While the model continues to evolve, Boxparks and their ilk are only ever intended as placemaking placeholders for developers until a permanent project occupies the site. Stories abound about how communities become attached to these temporary projects and their ephemeral charms, and protest their inevitable departure.
The Shoreditch of today is a brand that rivals Brooklyn for cool (as measured by fearless creativity and collaboration of young talent—and the encroaching gentrification caused by such influxes) and evolution is inevitable.
While the commercial development long slated for the Boxpark Shoreditch site hasn’t yet been greenlit, critics are already bemoaning the effect of planned towers on the intimacy of the neighborhood. “I watched Shoreditch go from magical hinterland to the abattoir of culture it is today,” Michael Smith sighed eloquently in a 2014 Vice story. (Depending on who you ask, Shoreditch has been losing its cool since at least the turn of the 21st century.)

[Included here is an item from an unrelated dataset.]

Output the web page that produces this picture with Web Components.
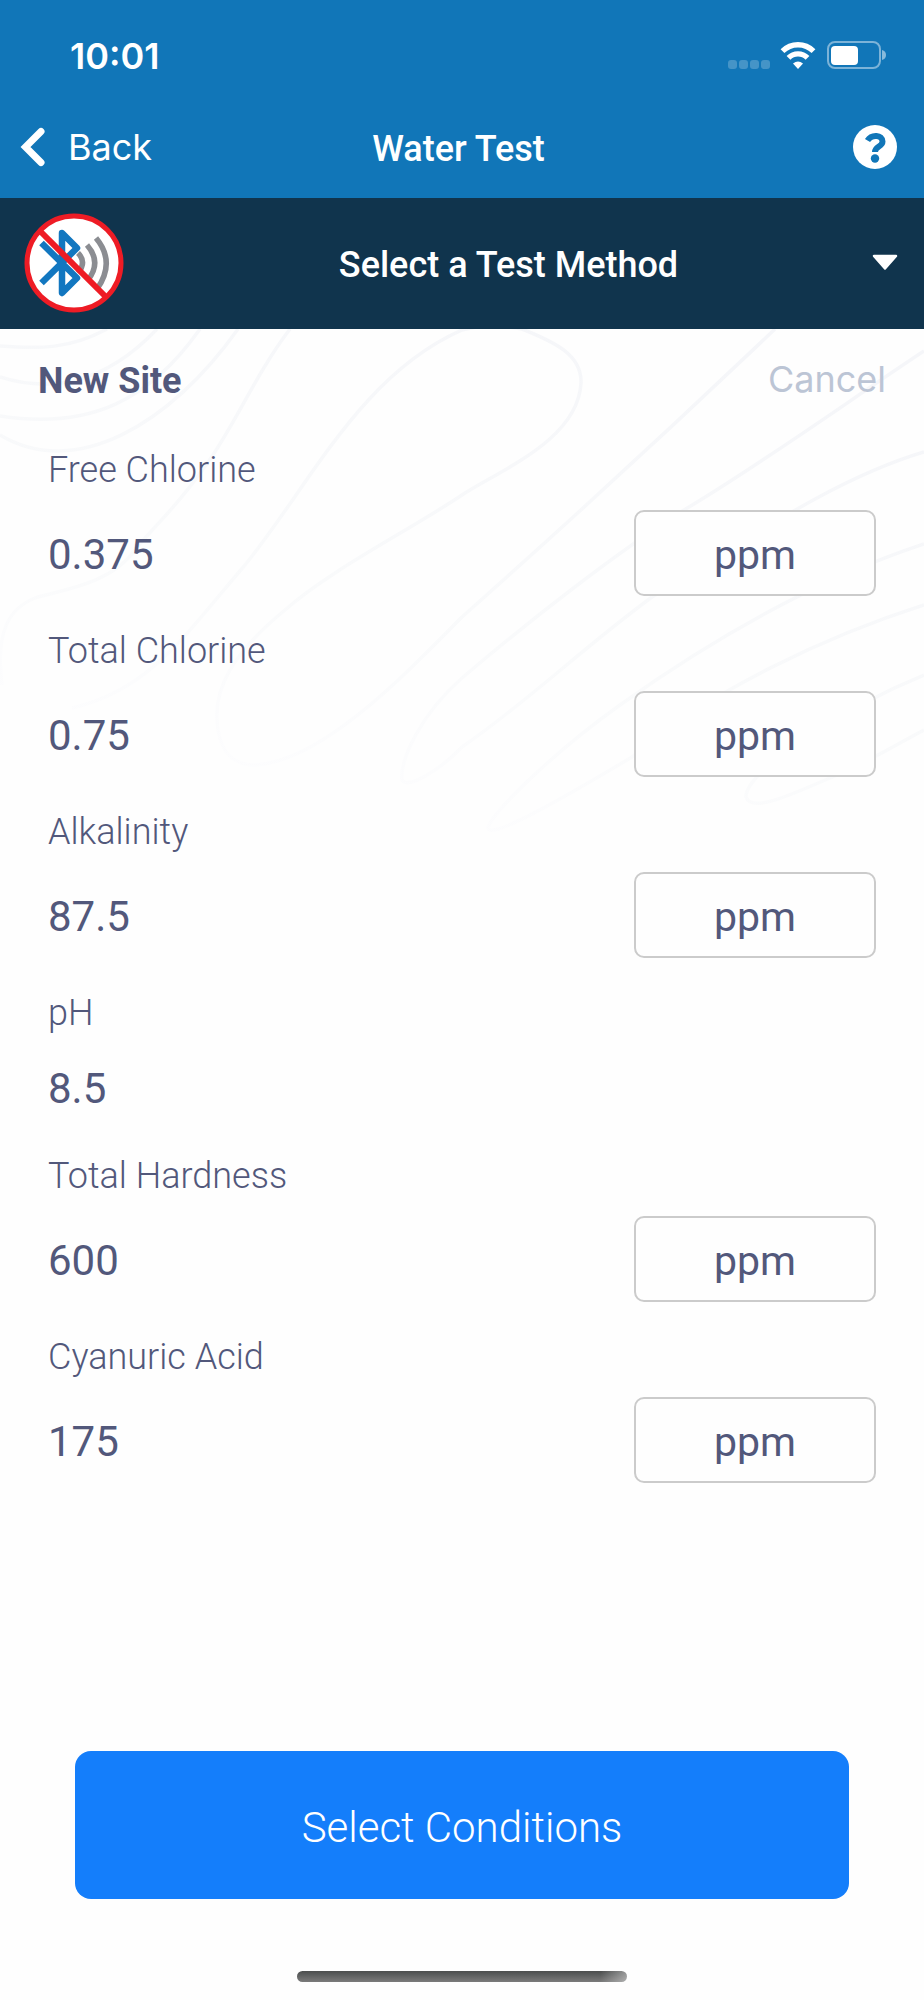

In the meantime, Wade is investing in the Boxpark brand for the long term—in the case of Croydon, a project designed to last five years, the investment was 2 million pounds, a considerable sum for a short-term lease on life. “Before Boxpark, nobody did that,” Wade says.
But investment is critical—the placemaking-as-entertainment space is crowded with competitors ancient and new, and along with the city’s venerable and ever-vibrant marketplaces, new forms are emerging.
Seven Dials, an entirely indoor market in a former banana warehouse, is a food hall “for talented entrepreneurs” that also offers a hip private dining space. At Vinegar Yard, an eventually developable parking lot, there’s an urban garden, food stalls, vintage fashion and antiques and “even a bonkers installation by artist-in-residence Joe Rush, famous for his scrap-metal sculptures at Glasto,” according to an eager Time Out magazine report.
“Retail is entertainment, and if you’re not entertaining your customer, you won’t exist,” Wade says. Somewhere in the mists of time, far beneath the grounds of Covent Garden, a hawker is laughing.